## RAW RECORDS
■ ■ ■ ■ ■

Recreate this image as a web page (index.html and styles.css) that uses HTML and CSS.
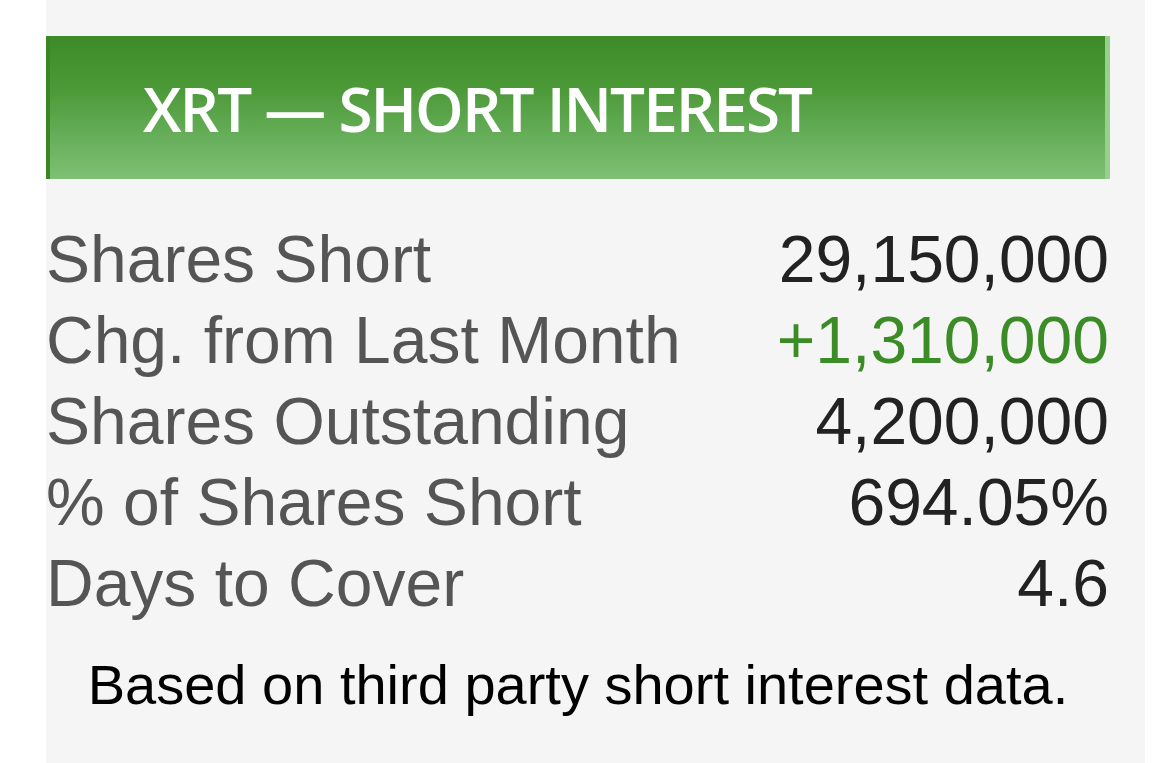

■ ■ ■ ■ ■

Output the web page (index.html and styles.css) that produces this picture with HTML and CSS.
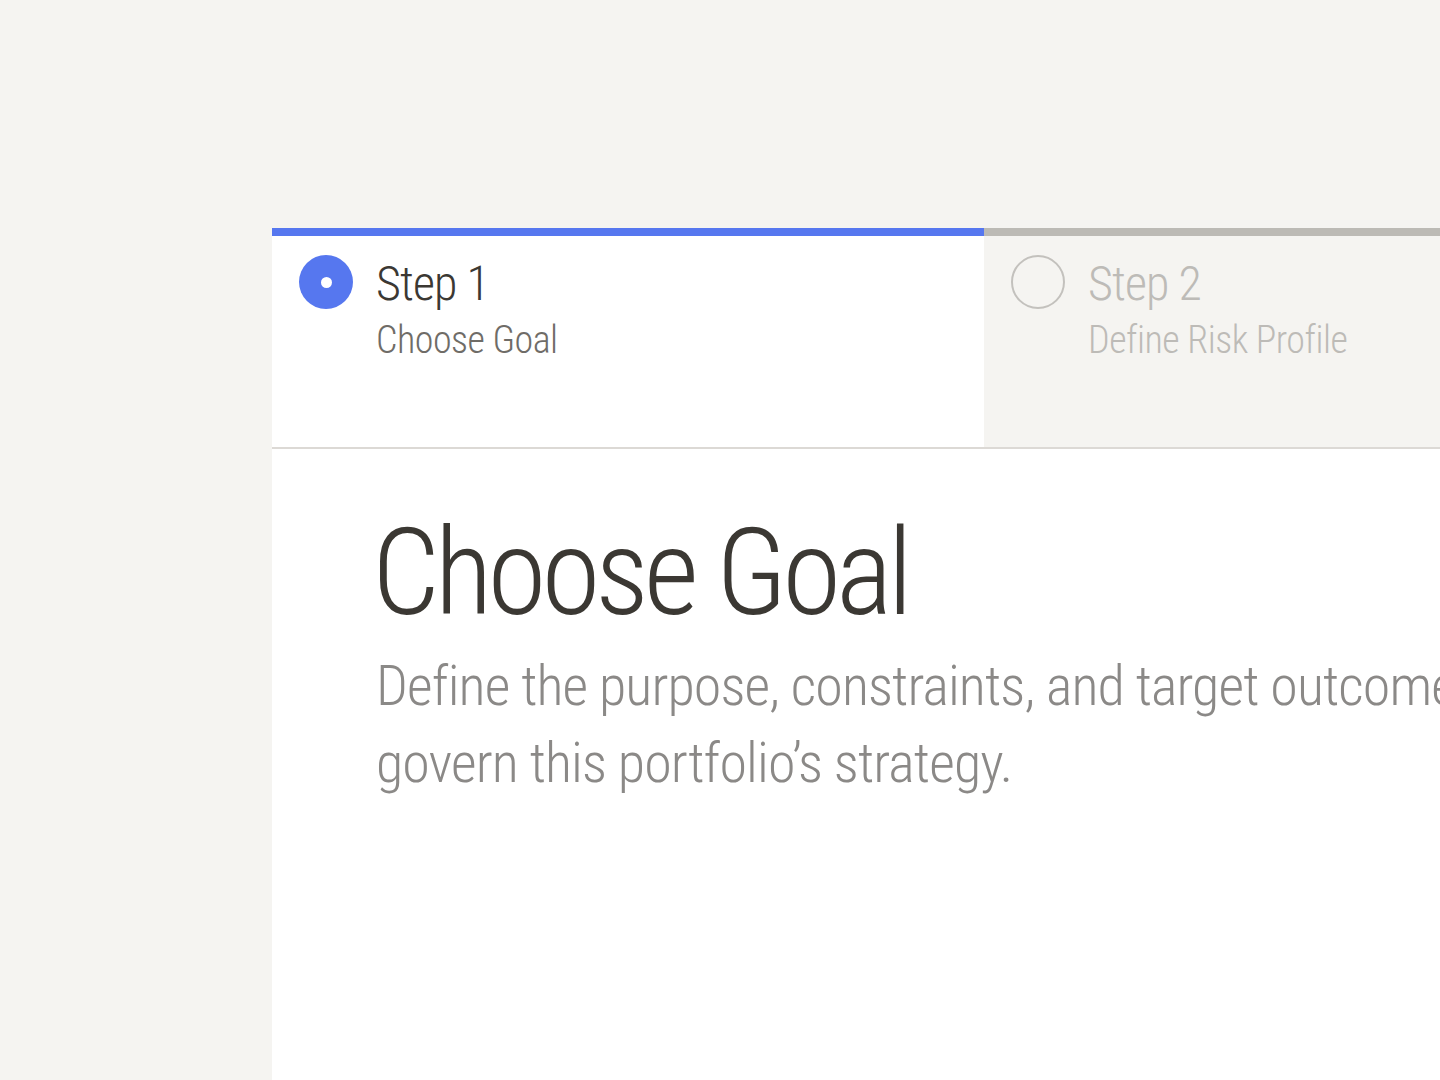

■ ■ ■ ■ ■

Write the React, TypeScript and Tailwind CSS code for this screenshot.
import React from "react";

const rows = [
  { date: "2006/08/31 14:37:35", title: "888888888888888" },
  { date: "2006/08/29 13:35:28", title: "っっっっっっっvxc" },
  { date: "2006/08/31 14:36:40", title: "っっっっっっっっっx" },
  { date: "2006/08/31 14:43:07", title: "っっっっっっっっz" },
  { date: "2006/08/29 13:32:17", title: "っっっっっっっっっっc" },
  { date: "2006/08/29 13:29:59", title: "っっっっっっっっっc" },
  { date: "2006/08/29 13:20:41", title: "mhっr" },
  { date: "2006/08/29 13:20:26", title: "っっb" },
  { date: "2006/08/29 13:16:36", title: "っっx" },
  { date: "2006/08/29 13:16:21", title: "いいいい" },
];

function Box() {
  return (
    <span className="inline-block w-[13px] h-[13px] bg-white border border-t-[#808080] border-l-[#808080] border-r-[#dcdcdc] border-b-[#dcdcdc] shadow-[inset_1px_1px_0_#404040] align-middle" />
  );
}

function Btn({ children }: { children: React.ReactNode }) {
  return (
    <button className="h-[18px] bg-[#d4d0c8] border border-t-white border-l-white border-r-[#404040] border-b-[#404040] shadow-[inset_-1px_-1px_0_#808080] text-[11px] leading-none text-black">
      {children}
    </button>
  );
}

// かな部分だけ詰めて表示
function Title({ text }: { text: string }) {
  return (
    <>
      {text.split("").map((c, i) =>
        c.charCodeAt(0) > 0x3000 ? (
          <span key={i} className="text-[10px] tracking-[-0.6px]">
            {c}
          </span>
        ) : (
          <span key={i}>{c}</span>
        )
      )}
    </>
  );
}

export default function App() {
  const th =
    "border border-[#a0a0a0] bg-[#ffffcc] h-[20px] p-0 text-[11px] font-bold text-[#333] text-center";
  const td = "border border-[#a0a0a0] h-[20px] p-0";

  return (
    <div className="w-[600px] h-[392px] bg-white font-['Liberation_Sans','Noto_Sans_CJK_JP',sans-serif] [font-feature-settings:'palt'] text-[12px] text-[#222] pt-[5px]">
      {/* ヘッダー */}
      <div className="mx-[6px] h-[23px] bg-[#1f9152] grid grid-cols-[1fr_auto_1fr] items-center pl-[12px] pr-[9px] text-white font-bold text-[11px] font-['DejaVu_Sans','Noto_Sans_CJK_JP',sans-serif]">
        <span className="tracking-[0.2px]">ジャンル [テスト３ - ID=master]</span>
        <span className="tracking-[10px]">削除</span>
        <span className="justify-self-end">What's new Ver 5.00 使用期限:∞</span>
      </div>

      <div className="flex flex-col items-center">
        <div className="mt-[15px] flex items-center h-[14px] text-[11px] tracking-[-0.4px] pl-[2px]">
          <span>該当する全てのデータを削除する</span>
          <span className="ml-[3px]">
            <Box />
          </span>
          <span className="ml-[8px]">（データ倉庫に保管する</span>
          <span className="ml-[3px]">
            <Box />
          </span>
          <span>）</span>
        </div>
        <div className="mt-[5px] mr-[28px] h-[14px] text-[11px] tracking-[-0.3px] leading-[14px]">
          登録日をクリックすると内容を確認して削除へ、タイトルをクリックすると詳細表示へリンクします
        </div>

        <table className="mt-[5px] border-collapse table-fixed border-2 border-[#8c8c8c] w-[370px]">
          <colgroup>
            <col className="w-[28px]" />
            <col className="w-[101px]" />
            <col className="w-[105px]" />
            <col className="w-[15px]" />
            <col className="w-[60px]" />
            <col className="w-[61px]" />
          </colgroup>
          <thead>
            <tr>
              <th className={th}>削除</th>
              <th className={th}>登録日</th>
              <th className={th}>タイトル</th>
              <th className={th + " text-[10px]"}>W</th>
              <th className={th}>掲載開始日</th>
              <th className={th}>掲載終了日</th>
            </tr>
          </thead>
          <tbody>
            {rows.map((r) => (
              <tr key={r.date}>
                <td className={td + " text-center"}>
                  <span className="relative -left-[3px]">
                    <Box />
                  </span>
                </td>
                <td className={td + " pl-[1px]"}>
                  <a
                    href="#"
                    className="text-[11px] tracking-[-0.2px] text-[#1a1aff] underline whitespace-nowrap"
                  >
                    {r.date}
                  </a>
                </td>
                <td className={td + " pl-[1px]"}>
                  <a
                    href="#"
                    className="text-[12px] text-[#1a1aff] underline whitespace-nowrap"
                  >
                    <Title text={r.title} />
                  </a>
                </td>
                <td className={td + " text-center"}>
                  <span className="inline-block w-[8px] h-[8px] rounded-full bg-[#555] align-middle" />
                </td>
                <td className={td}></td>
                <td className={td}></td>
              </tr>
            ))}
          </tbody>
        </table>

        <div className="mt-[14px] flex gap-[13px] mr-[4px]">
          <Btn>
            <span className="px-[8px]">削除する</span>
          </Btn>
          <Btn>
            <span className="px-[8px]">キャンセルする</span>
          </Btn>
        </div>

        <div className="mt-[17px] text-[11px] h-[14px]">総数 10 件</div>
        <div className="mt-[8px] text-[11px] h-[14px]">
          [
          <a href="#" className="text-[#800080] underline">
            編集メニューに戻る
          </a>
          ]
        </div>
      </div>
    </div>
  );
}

■ ■ ■ ■ ■

## INSTRUCTION
Only the lines from the one containing "Write the React, TypeScript" through the one containing "import React from" are to be extracted, exactly as they appear, with both ends included.

## CORRECT OUTPUT
Write the React, TypeScript and Tailwind CSS code for this screenshot.
import React from "react";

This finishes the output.